SPEAKER_03Yeah, age gap. The biggest. It all came back around. Age gap. So I've been thinking about the episode after all this insane stuff that I just talked about. Um, I was thinking a lot about I was thinking about relationships and retracting a bit of yourself for the other person to exist.
SPEAKER_00Okay.
SPEAKER_03Like it's kind of the opposite of what Schmidt currently. Wants. He wants to be the wind the air the air that she exhales to be the air that he inhales until they die back and forth die. So that's not really letting the other person exist in their own self, in their own space, right? Cece, I would say, could do with a little tsimtuming, you know, to let Schmidt have some room to like do his work, to have some agency in the relationship, God forbid. I think that, you know, she should retract a little bit. I did write. Is she retracting a bit of her omnipotence when Schmidt when she lets Schmidt choose fantasy location number three? Is that a gesture of shrinking back a little bit to have, I don't know, is that enough? I don't know. How do we feel about how Schmidt? I mean, maybe you don't remember how Cece and Schmidt's dynamic played out this episode, but I remember being put off by it. I remember being like, Cece, you're being a little bit of a a jerk here. Or the space between Jess and Russell, if you'd like to talk about that instead, how how consequential that age gap is.

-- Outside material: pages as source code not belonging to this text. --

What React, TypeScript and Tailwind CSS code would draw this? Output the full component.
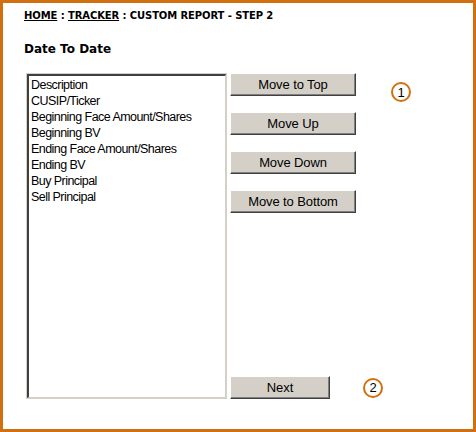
export default function App() {
  const fields = [
    "Description",
    "CUSIP/Ticker",
    "Beginning Face Amount/Shares",
    "Beginning BV",
    "Ending Face Amount/Shares",
    "Ending BV",
    "Buy Principal",
    "Sell Principal",
  ];

  const btn =
    "h-[23px] bg-[#d4d0c8] border-t border-l border-t-[#ffffff] border-l-[#ffffff] border-r border-b border-r-[#404040] border-b-[#404040] shadow-[inset_-1px_-1px_0_#808080] text-[13px] leading-none text-black font-['Liberation_Sans',Arial,sans-serif] tracking-[-0.1px]";

  return (
    <div className="w-[476px] h-[432px] border-[3px] border-[#d2700f] bg-white pl-[21px] pt-[7px] font-['DejaVu_Sans',Verdana,sans-serif]">
      {/* Breadcrumb */}
      <p className="text-[10px] leading-[12px] font-bold text-black tracking-[-0.1px]">
        <span className="underline">HOME</span> : <span className="underline">TRACKER</span> : CUSTOM REPORT - STEP 2
      </p>

      <h2 className="mt-[20px] text-[12px] leading-[14px] font-bold text-black">Date To Date</h2>

      <div className="mt-[17px] flex">
        {/* Field list */}
        <div className="ml-[2px] w-[201px] h-[326px] border border-t-[#d4d0c8] border-l-[#d4d0c8] border-r-[#d4d0c8] border-b-[#d4d0c8] bg-white">
          <div className="h-full border-t-2 border-l-2 border-t-[#404040] border-l-[#404040] border-r border-b border-r-[#d4d0c8] border-b-[#d4d0c8] pl-[2px] pt-[1px] font-['Liberation_Sans',Arial,sans-serif] text-[12.5px] leading-[16px] tracking-[-0.55px] text-black">
            {fields.map((f) => (
              <div key={f}>{f}</div>
            ))}
          </div>
        </div>

        {/* Buttons */}
        <div className="ml-[3px] h-[326px] flex flex-col justify-between">
          <div className="flex flex-col gap-[16px]">
            <button className={`${btn} w-[126px]`}>Move to Top</button>
            <button className={`${btn} w-[126px]`}>Move Up</button>
            <button className={`${btn} w-[126px]`}>Move Down</button>
            <button className={`${btn} w-[126px]`}>Move to Bottom</button>
          </div>
          <div className="flex items-center">
            <button className={`${btn} w-[100px]`}>Next</button>
            <span className="ml-[33px] w-[20px] h-[20px] rounded-full border-[2px] border-[#d2700f] flex items-center justify-center text-[13px] leading-none text-black font-['Liberation_Sans',Arial,sans-serif]">
              2
            </span>
          </div>
        </div>

        {/* Step marker */}
        <div className="ml-[8px] mt-[9px]">
          <span className="w-[20px] h-[20px] rounded-full border-[2px] border-[#d2700f] flex items-center justify-center text-[13px] leading-none text-black font-['Liberation_Sans',Arial,sans-serif]">
            1
          </span>
        </div>
      </div>
    </div>
  );
}
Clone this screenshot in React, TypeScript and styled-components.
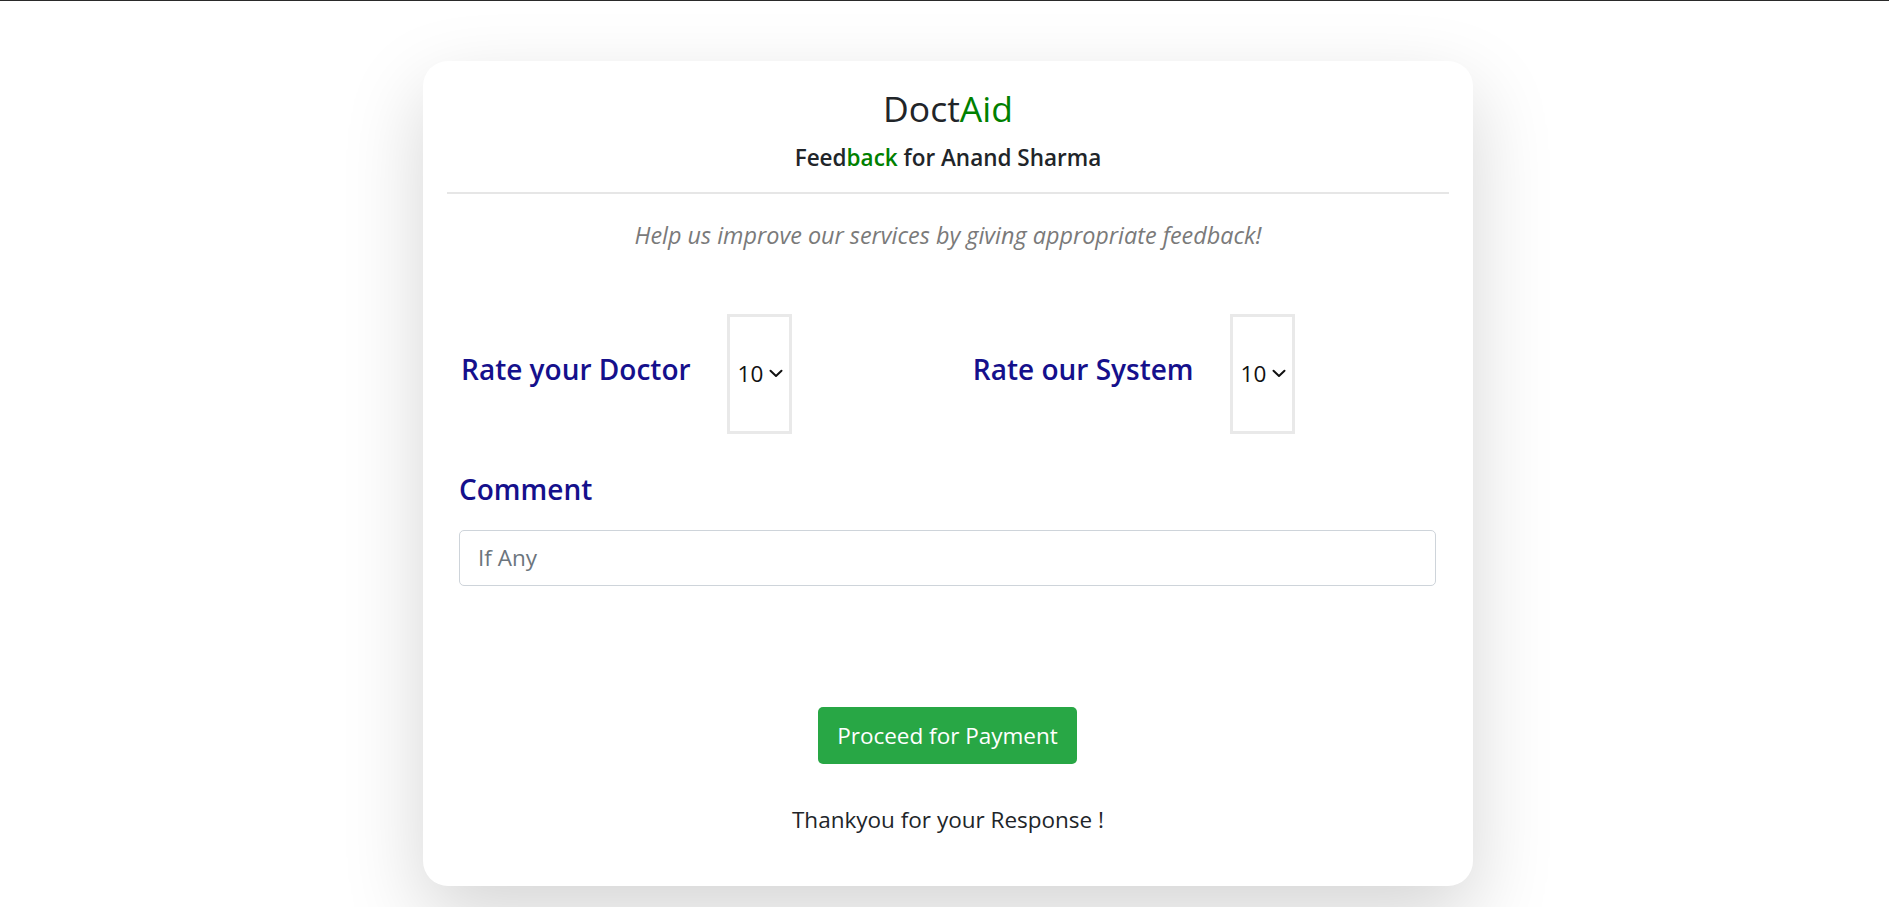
import React from "react";
import styled, { createGlobalStyle } from "styled-components";

const GlobalStyle = createGlobalStyle`
  html, body { margin: 0; padding: 0; background: #ffffff; }
  body {
    border-top: 1px solid #2a2a2a;
    font-family: "Open Sans", "Noto Sans", "Liberation Sans", sans-serif;
    color: #212529;
  }
  *, *::before, *::after { box-sizing: border-box; }
`;

const Page = styled.div`
  display: flex;
  justify-content: center;
  padding: 60px 0 40px 7px;
`;

const Card = styled.div`
  width: 1050px;
  background: #ffffff;
  border-radius: 25px;
  box-shadow: 0 30px 80px rgba(0, 0, 0, 0.17);
  padding: 25px 0 51px;
  display: flex;
  flex-direction: column;
`;

const Brand = styled.h1`
  margin: 0;
  text-align: center;
  font-size: 35.5px;
  font-weight: 500;
  line-height: 44px;
  color: #212529;
`;

const Green = styled.span`
  color: #008000;
`;

const Subtitle = styled.h2`
  margin: 13px 0 0;
  text-align: center;
  font-size: 22.5px;
  font-weight: 600;
  line-height: 30px;
  color: #212529;
`;

const Divider = styled.hr`
  margin: 18.7px 24px 0;
  border: 0;
  border-top: 2px solid #e6e6e6;
  height: 0;
`;

const Tagline = styled.p`
  margin: 26px 0 0;
  text-align: center;
  font-size: 23.4px;
  font-style: italic;
  line-height: 30px;
  color: #7a7a7a;
`;

const Form = styled.form`
  display: flex;
  flex-direction: column;
  padding: 0 37px 0 36px;
`;

const RatingRow = styled.div`
  margin-top: 64px;
  display: grid;
  grid-template-columns: 511.8px 1fr;
  padding-left: 2px;
`;

const RatingGroup = styled.div`
  display: flex;
  align-items: center;
  gap: 36px;
`;

const FieldLabel = styled.label`
  display: block;
  margin: 0 0 10px;
  font-size: 28px;
  font-weight: 600;
  line-height: 38px;
  color: #15108c;
`;

const CommentLabel = styled(FieldLabel)`
  margin: 36px 0 0;
`;

const SelectBox = styled.div`
  width: 65px;
  height: 120px;
  border: 3px solid #e9e9e9;
  display: flex;
  align-items: center;
  gap: 5px;
  padding-left: 8px;
`;

const Select = styled.select`
  appearance: none;
  -webkit-appearance: none;
  border: 0;
  background: transparent;
  padding: 0;
  margin: 0;
  font-family: inherit;
  font-size: 22.5px;
  color: #111111;
  outline: none;
`;

const Chevron = styled.svg`
  flex: none;
  margin-top: -1px;
  pointer-events: none;
`;

const CommentInput = styled.input`
  margin-top: 22px;
  width: 100%;
  height: 56px;
  border: 1px solid #ced4da;
  border-radius: 5px;
  padding: 0 18px;
  font-family: inherit;
  font-size: 22.5px;
  color: #495057;
  outline: none;
  &::placeholder {
    color: #6c757d;
  }
`;

const ButtonRow = styled.div`
  margin-top: 121px;
  display: flex;
  justify-content: center;
`;

const PayButton = styled.button`
  height: 57px;
  padding: 0 19.5px;
  border: 0;
  border-radius: 5px;
  background: #28a745;
  color: #ffffff;
  font-family: inherit;
  font-size: 22.5px;
  line-height: 31px;
  cursor: pointer;
`;

const Thanks = styled.p`
  margin: 41px 0 0;
  text-align: center;
  font-size: 22.5px;
  line-height: 30px;
  color: #212529;
`;

const options = Array.from({ length: 10 }, (_, i) => i + 1);

function Rating({ label, id }: { label: string; id: string }) {
  return (
    <RatingGroup>
      <FieldLabel htmlFor={id}>{label}</FieldLabel>
      <SelectBox>
        <Select id={id} defaultValue={10}>
          {options.map((n) => (
            <option key={n} value={n}>
              {n}
            </option>
          ))}
        </Select>
        <Chevron width="14" height="9" viewBox="0 0 14 9" fill="none">
          <path d="M1.5 1.8 L7 7 L12.5 1.8" stroke="#111" strokeWidth="2" strokeLinecap="round" strokeLinejoin="round" />
        </Chevron>
      </SelectBox>
    </RatingGroup>
  );
}

export default function App() {
  return (
    <>
      <GlobalStyle />
      <Page>
        <Card>
          <Brand>
            Doct<Green>Aid</Green>
          </Brand>
          <Subtitle>
            Feed<Green>back</Green> for Anand Sharma
          </Subtitle>
          <Divider />
          <Tagline>Help us improve our services by giving appropriate feedback!</Tagline>
          <Form onSubmit={(e) => e.preventDefault()}>
            <RatingRow>
              <Rating label="Rate your Doctor" id="doctor" />
              <Rating label="Rate our System" id="system" />
            </RatingRow>
            <CommentLabel htmlFor="comment">Comment</CommentLabel>
            <CommentInput id="comment" placeholder="If Any" />
            <ButtonRow>
              <PayButton type="submit">Proceed for Payment</PayButton>
            </ButtonRow>
          </Form>
          <Thanks>Thankyou for your Response !</Thanks>
        </Card>
      </Page>
    </>
  );
}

SPEAKER_01Um, I think I think Cece, you have a point there. Cece needs to give Schmidt space to be the adult that he is, right? He's uh he's a real business-y office guy who's like got, I don't know, these like big boy responsibilities that he takes very seriously, right? And it's like it's his livelihood, he's very proud of it or whatever. Like gotta make room for that. And I mean, Russell just needs to give Jess enough space for the the other like seven seasons or however many are left. Seven seven to nine seasons, something like that. Uh I think I think if you can give her just just enough that, then she'll catch up in age uh to to be his forty-two years old. It's extremely old, and they'll be the same age, because that's how aging works. And then for Winston and Shelby, uh they they don't need space in the same way that we were talking about. Or not not in the way that was like accidentally meant, you know, or or received as like, sure, in any healthy relationship you need time to like have alone time and stuff like that. And and that's just what Winston meant. And so they just need to communicate better.

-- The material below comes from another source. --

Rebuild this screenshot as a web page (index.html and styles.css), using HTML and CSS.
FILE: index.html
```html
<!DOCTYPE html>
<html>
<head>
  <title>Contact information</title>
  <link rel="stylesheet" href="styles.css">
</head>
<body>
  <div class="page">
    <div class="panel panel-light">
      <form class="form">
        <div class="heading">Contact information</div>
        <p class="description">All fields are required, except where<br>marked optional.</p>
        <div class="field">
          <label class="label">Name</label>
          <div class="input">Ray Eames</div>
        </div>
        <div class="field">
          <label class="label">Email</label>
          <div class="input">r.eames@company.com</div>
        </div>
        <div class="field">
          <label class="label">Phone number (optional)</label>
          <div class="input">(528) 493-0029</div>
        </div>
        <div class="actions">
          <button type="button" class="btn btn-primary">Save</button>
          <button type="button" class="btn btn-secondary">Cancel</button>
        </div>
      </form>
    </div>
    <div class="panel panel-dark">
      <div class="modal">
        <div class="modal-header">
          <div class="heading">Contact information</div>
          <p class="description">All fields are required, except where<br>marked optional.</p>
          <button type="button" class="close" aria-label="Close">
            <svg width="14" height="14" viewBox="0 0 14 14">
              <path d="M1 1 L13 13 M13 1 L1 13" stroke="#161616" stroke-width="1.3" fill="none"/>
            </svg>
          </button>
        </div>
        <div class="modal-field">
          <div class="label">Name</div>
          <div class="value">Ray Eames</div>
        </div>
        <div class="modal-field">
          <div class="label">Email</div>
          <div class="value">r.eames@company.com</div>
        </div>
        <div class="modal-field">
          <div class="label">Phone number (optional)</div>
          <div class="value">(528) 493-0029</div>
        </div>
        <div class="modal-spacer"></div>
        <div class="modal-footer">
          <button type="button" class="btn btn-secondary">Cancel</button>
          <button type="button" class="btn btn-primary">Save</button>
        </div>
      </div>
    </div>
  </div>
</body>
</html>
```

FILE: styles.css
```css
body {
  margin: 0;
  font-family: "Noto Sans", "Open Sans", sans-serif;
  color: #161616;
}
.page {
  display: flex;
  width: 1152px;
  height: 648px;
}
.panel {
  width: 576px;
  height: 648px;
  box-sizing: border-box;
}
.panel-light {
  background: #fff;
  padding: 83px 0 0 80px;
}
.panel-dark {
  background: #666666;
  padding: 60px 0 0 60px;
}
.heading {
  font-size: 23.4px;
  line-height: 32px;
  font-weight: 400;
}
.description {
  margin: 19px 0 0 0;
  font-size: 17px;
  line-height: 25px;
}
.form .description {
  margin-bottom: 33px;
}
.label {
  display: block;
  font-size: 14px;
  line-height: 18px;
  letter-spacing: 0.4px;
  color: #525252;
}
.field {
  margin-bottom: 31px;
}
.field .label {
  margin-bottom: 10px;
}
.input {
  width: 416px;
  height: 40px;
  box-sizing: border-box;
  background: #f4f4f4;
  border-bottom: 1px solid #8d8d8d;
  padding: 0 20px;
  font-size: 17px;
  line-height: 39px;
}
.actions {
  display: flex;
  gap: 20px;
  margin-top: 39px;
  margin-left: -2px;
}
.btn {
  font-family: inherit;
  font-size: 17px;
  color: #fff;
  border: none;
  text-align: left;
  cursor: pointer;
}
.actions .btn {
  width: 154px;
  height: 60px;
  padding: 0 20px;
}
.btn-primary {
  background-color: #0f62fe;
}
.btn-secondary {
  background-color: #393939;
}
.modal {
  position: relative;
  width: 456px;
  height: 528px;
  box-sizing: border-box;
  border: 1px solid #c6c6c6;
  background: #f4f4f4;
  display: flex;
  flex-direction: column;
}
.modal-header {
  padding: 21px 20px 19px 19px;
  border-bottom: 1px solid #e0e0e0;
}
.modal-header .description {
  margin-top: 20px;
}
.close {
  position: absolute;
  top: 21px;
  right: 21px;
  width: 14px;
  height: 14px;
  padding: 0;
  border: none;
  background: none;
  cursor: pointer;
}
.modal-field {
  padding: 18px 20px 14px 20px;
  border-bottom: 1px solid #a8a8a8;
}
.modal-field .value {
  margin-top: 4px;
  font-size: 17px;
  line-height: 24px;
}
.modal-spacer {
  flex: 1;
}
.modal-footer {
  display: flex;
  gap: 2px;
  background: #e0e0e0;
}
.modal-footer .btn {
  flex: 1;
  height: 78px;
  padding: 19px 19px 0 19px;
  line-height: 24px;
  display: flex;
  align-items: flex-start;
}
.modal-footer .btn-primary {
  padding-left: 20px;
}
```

SPEAKER_03Yeah, they do. They're like and yeah, you're right. They're like in that early relationship thing where it's like, no space. We m I want you to be all encompassing primordial, infinite life, light of the universe, and me not be separate at all, right? Right. And only only with time will they need to still remember that they're own people again. It's nice. It's nice that they're in the no space phase. Good for Winston, good for Shelby. Well, this has been a wild ride. Thank you, Jay, and thanks everyone out there for listening. You can email us at JewGirlpodcast at gmail.com. Write in and tell me everything I got wronged and how mad you are about all the theology I just tossed around this episode. But hey, I invite you to join us next time when we will see Paddington Bear playing book up with college kids.

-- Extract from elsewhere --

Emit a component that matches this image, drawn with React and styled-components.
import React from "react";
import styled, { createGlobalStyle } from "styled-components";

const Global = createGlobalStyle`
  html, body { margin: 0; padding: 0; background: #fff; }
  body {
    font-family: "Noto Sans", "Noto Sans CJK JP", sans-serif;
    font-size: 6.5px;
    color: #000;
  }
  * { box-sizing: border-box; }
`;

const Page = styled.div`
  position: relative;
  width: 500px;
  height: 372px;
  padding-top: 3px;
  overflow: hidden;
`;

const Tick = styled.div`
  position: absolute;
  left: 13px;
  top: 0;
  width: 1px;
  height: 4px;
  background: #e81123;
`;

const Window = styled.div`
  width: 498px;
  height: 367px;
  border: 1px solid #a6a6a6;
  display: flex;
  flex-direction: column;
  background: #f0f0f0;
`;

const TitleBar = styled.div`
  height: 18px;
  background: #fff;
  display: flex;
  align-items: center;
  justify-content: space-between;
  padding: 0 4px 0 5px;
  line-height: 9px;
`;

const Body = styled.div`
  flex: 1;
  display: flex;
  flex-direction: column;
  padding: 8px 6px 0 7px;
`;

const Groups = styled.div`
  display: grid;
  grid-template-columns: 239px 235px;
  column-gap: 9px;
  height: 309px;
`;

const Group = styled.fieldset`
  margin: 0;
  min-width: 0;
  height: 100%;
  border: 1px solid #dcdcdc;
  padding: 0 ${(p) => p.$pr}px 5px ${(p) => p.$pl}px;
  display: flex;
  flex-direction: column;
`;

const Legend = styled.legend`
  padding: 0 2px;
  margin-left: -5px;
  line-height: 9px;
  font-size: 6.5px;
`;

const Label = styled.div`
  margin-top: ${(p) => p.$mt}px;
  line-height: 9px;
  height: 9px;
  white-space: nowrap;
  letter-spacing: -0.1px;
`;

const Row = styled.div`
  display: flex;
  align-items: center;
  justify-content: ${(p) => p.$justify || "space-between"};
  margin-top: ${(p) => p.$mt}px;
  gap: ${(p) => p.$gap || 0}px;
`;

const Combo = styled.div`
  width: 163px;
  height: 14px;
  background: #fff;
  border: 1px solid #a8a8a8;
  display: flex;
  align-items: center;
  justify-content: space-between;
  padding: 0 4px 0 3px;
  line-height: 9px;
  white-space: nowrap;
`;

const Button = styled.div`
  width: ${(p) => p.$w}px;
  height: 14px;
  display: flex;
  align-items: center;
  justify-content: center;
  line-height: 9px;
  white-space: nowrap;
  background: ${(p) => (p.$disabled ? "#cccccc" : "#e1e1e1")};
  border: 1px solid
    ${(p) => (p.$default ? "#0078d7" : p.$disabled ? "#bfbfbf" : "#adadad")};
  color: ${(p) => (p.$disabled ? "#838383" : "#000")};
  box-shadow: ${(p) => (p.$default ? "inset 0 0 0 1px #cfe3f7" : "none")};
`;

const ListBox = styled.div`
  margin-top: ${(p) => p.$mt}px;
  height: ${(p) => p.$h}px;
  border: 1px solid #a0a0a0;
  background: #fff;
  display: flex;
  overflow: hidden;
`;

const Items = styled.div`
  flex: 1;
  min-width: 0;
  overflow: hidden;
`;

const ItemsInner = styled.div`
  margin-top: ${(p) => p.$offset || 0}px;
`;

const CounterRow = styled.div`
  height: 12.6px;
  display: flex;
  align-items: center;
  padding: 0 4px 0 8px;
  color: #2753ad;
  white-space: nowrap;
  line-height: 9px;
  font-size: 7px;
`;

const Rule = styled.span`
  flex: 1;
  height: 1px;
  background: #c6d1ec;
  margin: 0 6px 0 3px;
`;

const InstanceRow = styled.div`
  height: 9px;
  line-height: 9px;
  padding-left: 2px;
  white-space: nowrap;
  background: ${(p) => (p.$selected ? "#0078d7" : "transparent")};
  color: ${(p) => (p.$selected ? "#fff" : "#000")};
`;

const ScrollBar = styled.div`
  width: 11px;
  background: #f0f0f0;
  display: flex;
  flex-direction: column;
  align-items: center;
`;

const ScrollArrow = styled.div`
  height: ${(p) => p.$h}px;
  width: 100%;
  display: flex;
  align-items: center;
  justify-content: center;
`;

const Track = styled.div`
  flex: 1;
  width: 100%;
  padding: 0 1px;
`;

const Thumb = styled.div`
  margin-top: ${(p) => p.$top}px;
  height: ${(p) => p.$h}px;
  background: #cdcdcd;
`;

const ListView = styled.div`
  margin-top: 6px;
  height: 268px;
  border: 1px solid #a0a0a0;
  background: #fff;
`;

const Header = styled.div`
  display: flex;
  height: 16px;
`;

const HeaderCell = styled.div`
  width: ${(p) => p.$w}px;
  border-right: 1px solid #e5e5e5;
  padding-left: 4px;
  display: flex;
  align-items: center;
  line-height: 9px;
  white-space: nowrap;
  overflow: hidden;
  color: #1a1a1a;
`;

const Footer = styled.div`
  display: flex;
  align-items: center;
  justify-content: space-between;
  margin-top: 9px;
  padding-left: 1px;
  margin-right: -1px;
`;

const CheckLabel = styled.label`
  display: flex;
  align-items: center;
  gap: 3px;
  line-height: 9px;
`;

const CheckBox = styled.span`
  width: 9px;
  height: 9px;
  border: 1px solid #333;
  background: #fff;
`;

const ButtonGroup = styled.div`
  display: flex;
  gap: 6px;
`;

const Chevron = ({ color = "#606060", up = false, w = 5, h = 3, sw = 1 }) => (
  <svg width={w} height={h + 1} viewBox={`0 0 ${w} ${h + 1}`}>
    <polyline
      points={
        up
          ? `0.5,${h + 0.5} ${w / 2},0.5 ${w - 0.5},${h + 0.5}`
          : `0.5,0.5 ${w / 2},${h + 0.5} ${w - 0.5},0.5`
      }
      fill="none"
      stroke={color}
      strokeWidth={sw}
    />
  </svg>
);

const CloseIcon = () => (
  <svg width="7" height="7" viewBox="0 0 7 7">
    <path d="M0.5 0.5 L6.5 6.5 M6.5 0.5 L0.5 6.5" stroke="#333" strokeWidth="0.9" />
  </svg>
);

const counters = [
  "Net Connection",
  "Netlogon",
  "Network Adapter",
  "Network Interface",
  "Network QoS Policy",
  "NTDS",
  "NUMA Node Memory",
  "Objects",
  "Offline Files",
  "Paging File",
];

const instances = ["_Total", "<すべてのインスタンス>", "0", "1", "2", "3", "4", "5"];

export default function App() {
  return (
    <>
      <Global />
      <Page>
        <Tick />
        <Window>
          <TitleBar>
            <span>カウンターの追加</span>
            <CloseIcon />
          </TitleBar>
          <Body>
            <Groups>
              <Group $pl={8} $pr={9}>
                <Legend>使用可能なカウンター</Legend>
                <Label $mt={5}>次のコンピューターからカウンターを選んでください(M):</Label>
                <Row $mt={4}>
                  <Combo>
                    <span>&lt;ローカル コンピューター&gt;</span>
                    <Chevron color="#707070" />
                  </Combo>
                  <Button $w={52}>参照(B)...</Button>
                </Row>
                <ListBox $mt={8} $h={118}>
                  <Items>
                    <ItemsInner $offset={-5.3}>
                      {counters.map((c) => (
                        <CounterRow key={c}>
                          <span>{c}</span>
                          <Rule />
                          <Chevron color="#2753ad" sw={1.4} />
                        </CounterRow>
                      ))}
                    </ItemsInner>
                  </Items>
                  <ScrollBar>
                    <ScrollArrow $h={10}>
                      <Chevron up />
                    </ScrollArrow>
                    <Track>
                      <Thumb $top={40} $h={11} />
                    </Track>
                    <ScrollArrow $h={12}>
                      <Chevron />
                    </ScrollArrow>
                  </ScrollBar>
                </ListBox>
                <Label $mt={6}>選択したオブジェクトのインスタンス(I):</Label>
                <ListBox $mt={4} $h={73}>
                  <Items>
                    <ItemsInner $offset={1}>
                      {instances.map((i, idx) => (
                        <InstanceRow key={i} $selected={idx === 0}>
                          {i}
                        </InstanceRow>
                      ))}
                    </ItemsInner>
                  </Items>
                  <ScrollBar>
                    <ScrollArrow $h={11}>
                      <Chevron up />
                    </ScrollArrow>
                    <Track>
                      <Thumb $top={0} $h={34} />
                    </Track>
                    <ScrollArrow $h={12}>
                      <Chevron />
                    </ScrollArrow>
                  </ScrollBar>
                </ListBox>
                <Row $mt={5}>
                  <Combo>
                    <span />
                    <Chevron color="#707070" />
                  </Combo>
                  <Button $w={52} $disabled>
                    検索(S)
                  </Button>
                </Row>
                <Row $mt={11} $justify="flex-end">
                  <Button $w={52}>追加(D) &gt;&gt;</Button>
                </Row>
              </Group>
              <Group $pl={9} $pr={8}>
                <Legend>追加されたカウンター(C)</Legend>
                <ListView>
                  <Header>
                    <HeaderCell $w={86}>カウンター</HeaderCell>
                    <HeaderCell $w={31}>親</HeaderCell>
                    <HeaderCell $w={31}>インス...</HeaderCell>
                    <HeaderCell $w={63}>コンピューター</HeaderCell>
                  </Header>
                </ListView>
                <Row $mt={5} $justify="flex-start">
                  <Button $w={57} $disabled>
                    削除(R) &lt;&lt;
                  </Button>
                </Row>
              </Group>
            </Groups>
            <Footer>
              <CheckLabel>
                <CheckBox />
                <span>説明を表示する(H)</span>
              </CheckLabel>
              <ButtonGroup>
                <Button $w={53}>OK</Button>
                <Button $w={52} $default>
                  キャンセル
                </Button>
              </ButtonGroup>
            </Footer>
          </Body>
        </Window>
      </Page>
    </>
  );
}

SPEAKER_01Join us next time when anthropomorphized God, self-described with a name tag and all, shows up to tell Ludwig Gorenson how he is his favorite composer just above Punk Zimmer.
SPEAKER_02Tune in next week when we will write the screenplay for Harold and Jumar.
SPEAKER_03Join us next time when we are getting our PhD in poetry. Sucks for poems.
SPEAKER_01Join us when Russell admits that he was alive when the Beatles broke up and that he was really distraught.
SPEAKER_03Join us next time when Russell admits that he's 87 years old and is smuggling people on acid in the back of a car over the border.
SPEAKER_01Join us next time when Russell admits that he was the original drummer in the Beatles before Ringo and before Peter Best.
SPEAKER_03Before Pete Best 2.
SPEAKER_01Justice for Pete Best.
SPEAKER_02Why'd you quit, Russell? Justice for Pete Best.